* **Objective**:
Pull each line holding the word "React" from the data.

* **Dataset extract**:
— begin —

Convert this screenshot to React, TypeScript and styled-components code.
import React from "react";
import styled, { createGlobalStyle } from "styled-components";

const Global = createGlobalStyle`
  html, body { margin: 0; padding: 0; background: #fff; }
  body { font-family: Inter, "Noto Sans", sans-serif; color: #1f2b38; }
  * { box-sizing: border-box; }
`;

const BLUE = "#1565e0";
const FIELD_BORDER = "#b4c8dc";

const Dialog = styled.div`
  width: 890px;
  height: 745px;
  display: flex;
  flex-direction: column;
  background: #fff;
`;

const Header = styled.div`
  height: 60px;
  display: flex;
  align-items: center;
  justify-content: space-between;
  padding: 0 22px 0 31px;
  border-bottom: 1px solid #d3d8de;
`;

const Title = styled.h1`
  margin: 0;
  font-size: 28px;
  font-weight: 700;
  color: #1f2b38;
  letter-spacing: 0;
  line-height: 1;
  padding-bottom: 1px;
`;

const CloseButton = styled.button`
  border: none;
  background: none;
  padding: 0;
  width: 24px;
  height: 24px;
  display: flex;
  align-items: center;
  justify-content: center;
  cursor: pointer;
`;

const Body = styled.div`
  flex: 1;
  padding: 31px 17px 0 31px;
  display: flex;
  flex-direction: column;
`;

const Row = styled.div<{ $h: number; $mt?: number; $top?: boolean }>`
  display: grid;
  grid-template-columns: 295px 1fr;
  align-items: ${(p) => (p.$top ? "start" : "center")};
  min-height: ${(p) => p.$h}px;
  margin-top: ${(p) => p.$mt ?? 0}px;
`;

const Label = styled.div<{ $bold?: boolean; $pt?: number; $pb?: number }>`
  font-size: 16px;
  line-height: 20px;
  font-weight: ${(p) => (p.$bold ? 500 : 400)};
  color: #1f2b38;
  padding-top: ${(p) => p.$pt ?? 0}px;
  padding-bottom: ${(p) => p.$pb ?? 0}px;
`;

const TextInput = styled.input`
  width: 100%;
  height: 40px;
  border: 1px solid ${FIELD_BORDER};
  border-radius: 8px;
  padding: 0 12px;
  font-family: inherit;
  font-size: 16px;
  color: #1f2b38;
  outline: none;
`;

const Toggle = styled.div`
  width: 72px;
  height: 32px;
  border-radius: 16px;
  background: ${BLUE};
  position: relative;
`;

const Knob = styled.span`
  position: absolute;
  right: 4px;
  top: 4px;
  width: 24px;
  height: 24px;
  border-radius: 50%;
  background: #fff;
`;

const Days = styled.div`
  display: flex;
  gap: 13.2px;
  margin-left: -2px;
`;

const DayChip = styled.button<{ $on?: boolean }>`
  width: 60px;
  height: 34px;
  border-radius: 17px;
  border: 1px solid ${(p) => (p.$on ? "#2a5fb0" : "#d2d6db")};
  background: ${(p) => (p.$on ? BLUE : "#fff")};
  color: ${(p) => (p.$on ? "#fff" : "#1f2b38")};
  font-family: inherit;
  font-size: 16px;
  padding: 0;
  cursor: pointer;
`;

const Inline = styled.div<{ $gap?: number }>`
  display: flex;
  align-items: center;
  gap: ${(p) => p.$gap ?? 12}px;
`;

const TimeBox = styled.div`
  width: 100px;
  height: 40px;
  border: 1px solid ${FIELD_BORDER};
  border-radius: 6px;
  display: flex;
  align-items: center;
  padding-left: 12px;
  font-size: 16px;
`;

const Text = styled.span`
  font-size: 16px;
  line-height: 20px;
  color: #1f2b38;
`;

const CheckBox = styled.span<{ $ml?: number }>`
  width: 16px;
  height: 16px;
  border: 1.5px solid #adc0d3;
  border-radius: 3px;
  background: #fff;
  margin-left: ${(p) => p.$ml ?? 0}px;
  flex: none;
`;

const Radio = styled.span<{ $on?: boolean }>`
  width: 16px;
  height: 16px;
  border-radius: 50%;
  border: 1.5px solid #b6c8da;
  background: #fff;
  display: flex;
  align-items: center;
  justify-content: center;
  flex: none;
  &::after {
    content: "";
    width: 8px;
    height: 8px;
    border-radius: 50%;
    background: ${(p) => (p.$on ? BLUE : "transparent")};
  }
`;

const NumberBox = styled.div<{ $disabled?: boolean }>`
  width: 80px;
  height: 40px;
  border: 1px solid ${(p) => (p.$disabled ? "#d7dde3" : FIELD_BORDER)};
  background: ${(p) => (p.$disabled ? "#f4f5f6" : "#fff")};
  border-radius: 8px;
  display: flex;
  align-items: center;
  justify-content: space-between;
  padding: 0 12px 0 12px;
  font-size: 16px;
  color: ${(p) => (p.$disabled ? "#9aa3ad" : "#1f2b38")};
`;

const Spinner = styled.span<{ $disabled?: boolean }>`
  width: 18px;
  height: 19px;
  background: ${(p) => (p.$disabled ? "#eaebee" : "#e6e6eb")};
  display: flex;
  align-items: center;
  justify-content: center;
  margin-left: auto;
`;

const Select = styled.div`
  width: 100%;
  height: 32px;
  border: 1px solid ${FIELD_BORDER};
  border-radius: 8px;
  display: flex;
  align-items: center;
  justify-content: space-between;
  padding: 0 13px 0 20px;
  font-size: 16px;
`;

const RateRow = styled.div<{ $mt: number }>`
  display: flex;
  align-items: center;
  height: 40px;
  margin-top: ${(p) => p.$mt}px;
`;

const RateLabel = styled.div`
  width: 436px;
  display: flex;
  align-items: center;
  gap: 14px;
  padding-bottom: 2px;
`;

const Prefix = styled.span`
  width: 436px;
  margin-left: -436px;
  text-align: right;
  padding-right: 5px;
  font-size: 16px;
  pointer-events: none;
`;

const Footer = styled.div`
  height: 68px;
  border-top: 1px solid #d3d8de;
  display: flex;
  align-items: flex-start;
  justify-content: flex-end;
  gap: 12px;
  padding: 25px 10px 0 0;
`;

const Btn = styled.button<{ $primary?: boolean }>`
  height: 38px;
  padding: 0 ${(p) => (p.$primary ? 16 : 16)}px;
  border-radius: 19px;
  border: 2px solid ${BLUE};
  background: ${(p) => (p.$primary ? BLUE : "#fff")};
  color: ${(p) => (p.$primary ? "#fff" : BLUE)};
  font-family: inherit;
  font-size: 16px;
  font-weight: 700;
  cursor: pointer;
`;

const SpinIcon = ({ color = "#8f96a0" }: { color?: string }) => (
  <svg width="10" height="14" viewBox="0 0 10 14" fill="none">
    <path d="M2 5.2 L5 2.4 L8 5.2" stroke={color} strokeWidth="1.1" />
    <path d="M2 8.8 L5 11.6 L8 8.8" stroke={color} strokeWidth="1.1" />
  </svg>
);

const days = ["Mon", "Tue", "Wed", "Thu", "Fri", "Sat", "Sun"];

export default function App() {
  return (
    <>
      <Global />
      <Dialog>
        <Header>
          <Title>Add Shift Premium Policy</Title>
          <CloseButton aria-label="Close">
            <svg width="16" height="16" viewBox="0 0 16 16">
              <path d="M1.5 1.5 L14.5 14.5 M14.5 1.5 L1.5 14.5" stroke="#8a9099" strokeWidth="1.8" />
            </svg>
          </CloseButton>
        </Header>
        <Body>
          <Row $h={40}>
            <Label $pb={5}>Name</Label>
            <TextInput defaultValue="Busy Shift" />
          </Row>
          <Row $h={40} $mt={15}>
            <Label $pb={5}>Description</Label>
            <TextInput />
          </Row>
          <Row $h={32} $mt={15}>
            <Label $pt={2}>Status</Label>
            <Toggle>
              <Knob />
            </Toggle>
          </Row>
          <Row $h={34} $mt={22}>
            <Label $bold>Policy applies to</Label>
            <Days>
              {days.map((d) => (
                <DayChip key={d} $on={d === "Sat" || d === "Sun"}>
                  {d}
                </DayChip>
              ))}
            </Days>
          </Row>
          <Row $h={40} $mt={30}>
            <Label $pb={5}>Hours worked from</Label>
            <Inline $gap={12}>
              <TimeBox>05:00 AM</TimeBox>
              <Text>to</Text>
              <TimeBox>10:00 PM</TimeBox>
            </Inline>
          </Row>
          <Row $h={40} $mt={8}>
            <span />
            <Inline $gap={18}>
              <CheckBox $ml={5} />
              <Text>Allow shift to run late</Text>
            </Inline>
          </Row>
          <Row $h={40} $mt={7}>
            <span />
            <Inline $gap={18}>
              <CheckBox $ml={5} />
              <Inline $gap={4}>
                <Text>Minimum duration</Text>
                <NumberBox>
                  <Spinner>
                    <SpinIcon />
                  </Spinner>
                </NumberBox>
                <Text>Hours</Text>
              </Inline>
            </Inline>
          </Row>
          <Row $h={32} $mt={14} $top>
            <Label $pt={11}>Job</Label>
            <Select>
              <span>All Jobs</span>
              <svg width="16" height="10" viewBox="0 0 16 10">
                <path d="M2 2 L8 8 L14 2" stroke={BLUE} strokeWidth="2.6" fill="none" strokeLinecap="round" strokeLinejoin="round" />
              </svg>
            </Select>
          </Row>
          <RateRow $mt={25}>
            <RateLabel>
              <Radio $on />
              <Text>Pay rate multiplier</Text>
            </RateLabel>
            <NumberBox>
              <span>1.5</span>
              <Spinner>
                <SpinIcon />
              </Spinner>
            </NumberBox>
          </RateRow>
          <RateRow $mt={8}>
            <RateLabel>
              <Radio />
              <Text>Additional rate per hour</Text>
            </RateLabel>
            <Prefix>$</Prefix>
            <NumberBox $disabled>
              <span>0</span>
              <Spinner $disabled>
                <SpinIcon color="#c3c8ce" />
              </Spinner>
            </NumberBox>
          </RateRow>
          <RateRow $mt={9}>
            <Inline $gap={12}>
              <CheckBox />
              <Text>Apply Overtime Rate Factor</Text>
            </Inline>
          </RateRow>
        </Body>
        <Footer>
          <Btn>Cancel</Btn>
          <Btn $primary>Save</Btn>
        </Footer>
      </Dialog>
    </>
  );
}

— end —

* **Answer to the exercise**:
Convert this screenshot to React, TypeScript and styled-components code.
import React from "react";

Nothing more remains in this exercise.